Crede che la soluzione dei due Stati possa essere ancora praticabile?
«Potrebbe essere la volta buona che i politici israeliani capiscano che l’occupazione che dura da quasi 60 anni, dalla Guerra dei 6 giorni del 1967, è insostenibile. Allora era stata fatta con l’idea che un giorno si potesse arrivare alla soluzione dei due Stati. Io me lo auguro ancora, così come se lo augurano alcuni amici palestinesi in Cisgiordania. Nel dopo-guerra si dovranno iniziare trattative per una civile convivenza. Forse è una soluzione troppo poetica ma non ne vedo altre. Soltanto in una convivenza, l’odio si trasformerà con il passare del tempo in ragione. Sarà un processo lento, una decina d’anni almeno. Ma ci vuole giustizia e ragione per arrivare alla pace. Intendo giustizia per i palestinesi, che devono riavere le terre rubate dai coloni».
Che cosa pensa del governo attuale di Israele?
«Ho sempre sostenuto che il pericolo per Israele, dalla prima Intifada in poi, viene dall’interno del Paese, non da fuori. Il pericolo non viene dagli Stati vicini, ma dai primi ministri di destra israeliani che non hanno a cuore il destino del Paese ma se stessi. Sono egocentrici, narcisisti come quest’ultimo, Benjamin Netanyahu. È da 30 anni in politica e non ha ottenuto niente, ha solo prodotto un odio maggiore. Il problema dei politici israeliani di destra è che non hanno fatto alcun passo avanti per facilitare la convivenza tra i due popoli, ma pensano solo a ingrandire Israele, favorendo l’estensione degli insediamenti con la giustificazione che 3000 anni fa Dio ha promesso loro quelle terre».
Qual è il problema di questo tipo di argomento?
«Intanto da allora è trascorsa una bella fetta di storia e non possiamo fare finta di non saperlo. Ma poi c’è anche la mancata conoscenza di un libro molto importante del Vecchio Testamento, il Libro dei Giudici (il cui episodio più noto è Sansone e Dalila) che racconta la storia tra gli ebrei e filistei, i palestinesi di allora. È un libro che nessuno conosce e che spiega l’antico disaccordo. Ecco, se si mette in campo la promessa di Dio di 3000 anni fa e si omette il Libro dei Giudici, allora è una visione della storia molto unilaterale».
E la sinistra israeliana che ruolo ha giocato?

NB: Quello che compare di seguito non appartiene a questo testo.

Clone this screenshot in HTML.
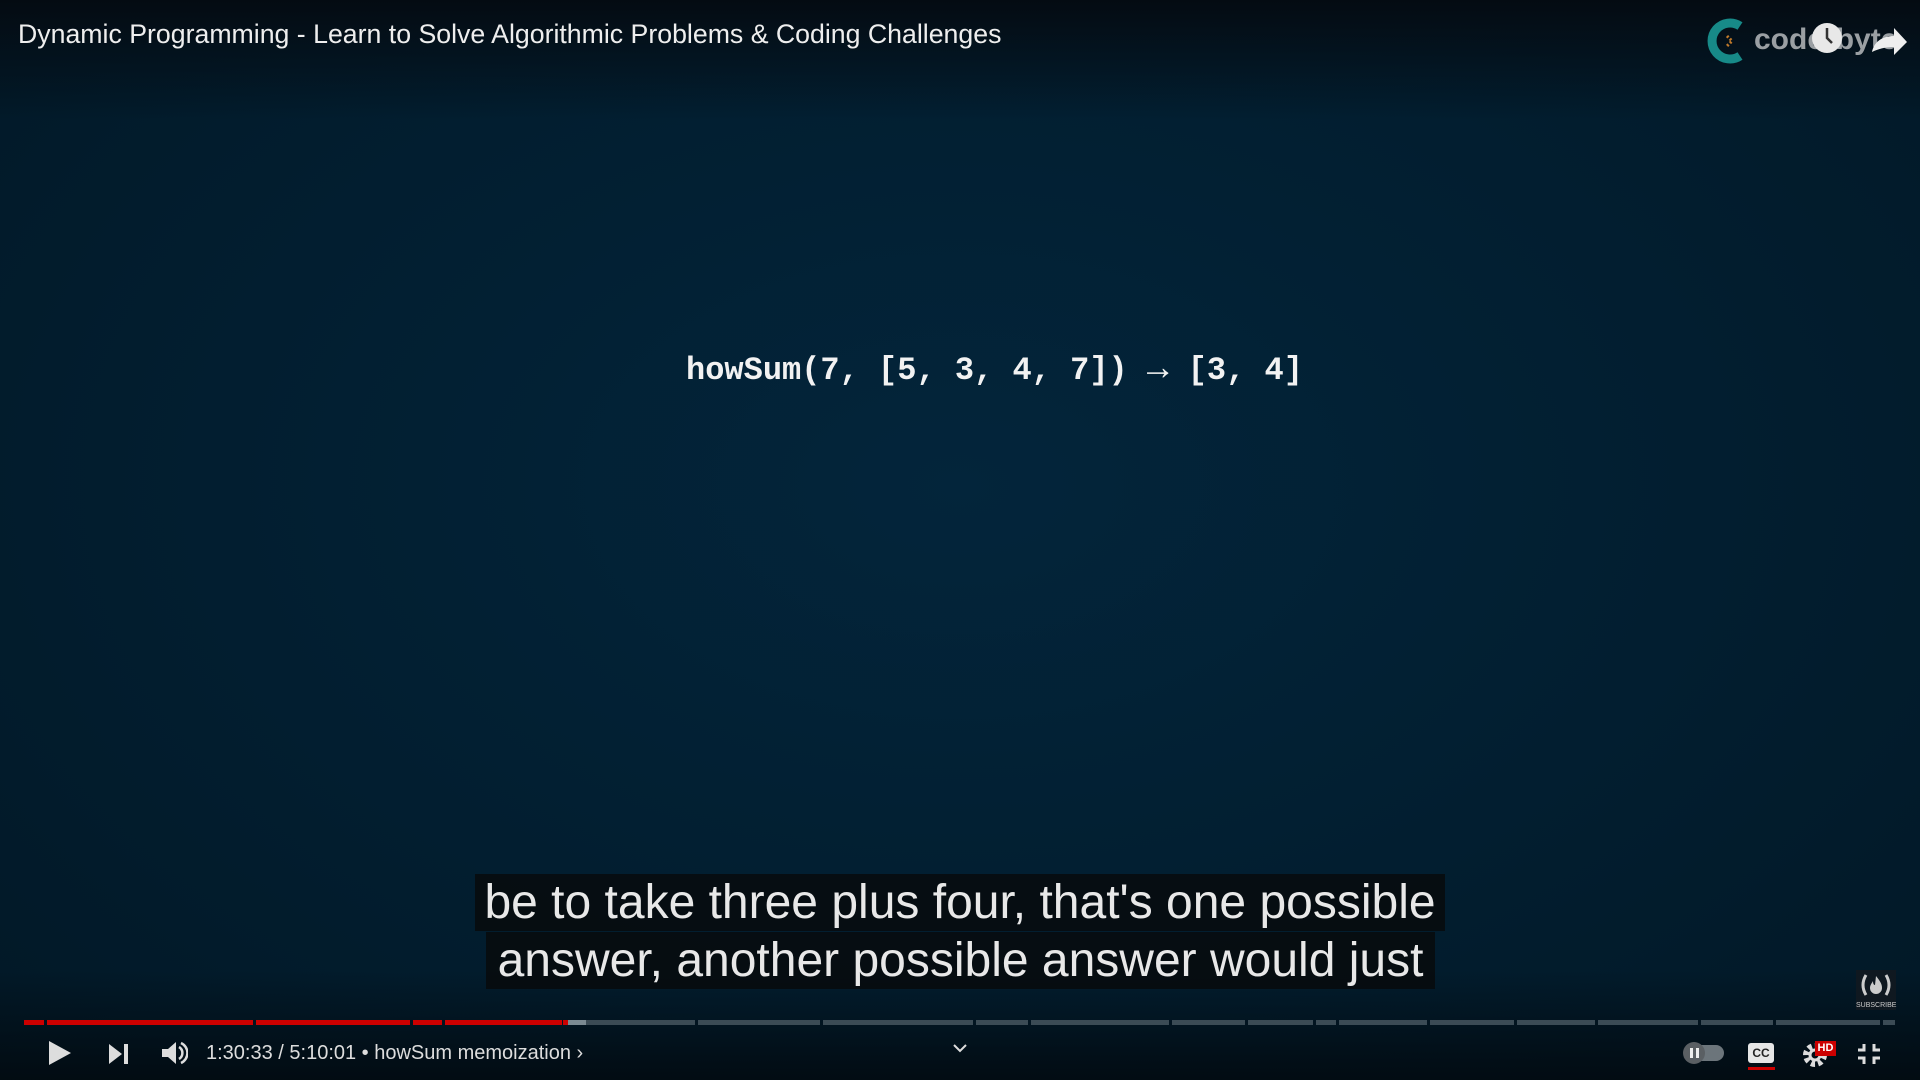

«I governi laburisti hanno cercato in vari modi di arrivare ad un accordo con i palestinesi. Purtroppo questi avevano a rappresentarli Yasser Arafat che non era un visionario e alla fine non si è arrivati a un accordo duraturo. Invece i governi di destra israeliani sono votati in gran parte -e lo dico con amarezza – da immigrati russi e dai coloni americani che si comportano negli insediamenti come fossero nel Far West».
Torniamo in Europa. Il jazzista ebreo Coco Schumann, sopravvissuto ad Auschwitz e Dachau, ricordava così la lezione tratta dall’esperienza dei campi: tenere sempre una valigia pronta. Lei ha paura del crescente antisemitismo e ce l’ha una valigia pronta?
«Sì, ho paura e come tanti altri amici ebrei qui in Germania abbiamo tutti una valigia pronta. Anche io ho la mia valigia simbolica già fatta. Il problema è che non sappiamo bene dove andare ora. Ho 82 anni ma sono sempre pronto a partire se è necessario».